Story Work

When we experience pain or heartache, we can find ourselves moved beyond it by the current of life, before we have sufficient time to sit with the reality of what has happened. We are used to being wounded and left to care for those wounds alone as life moves forward.

These wounds begin to happen when we’re children and don’t yet have the vocabulary to express our hurt. If we cry, we may be met with care, and the wound might receive the attention it needs to heal then and there.

Sometimes, though, we don’t receive that care, for any number of reasons. When this happens, the current moves us along, and we accumulate wounds that create a need to protect them, since we can’t heal them on our own. We develop ways of coping with these untended wounds that can disconnect us from ourselves and others, also trying to distance us from the pain. This is true of us all, spanning the full range of human experience and across all ages. From those who feel they have had “a good life” or “a happy childhood” to those who have borne severe wounds of abuse, trauma or neglect. No one passes through life without some experience of hurt and disappointment in how others have responded.
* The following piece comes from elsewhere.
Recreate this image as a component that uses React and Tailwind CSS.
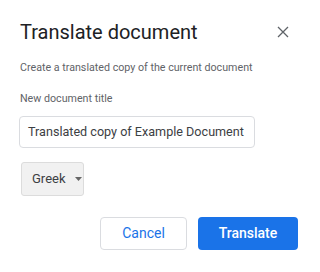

Story Work offers a unique opportunity to approach an experience or event in your life that holds pain. It invites you to write a story, which you then share with a reader who is experienced in receiving such stories with kindness and care.

Story Work is not therapy as it does not offer diagnosis or treatment of mental health diagnoses.

If you’re experiencing acute mental health symptoms impairing your ability to function in daily life, are suffering active addiction, or are seeking treatment for a mental health diagnosis, you need to see a therapist. In this case, Story Work can provide additional benefit to the therapy you receive.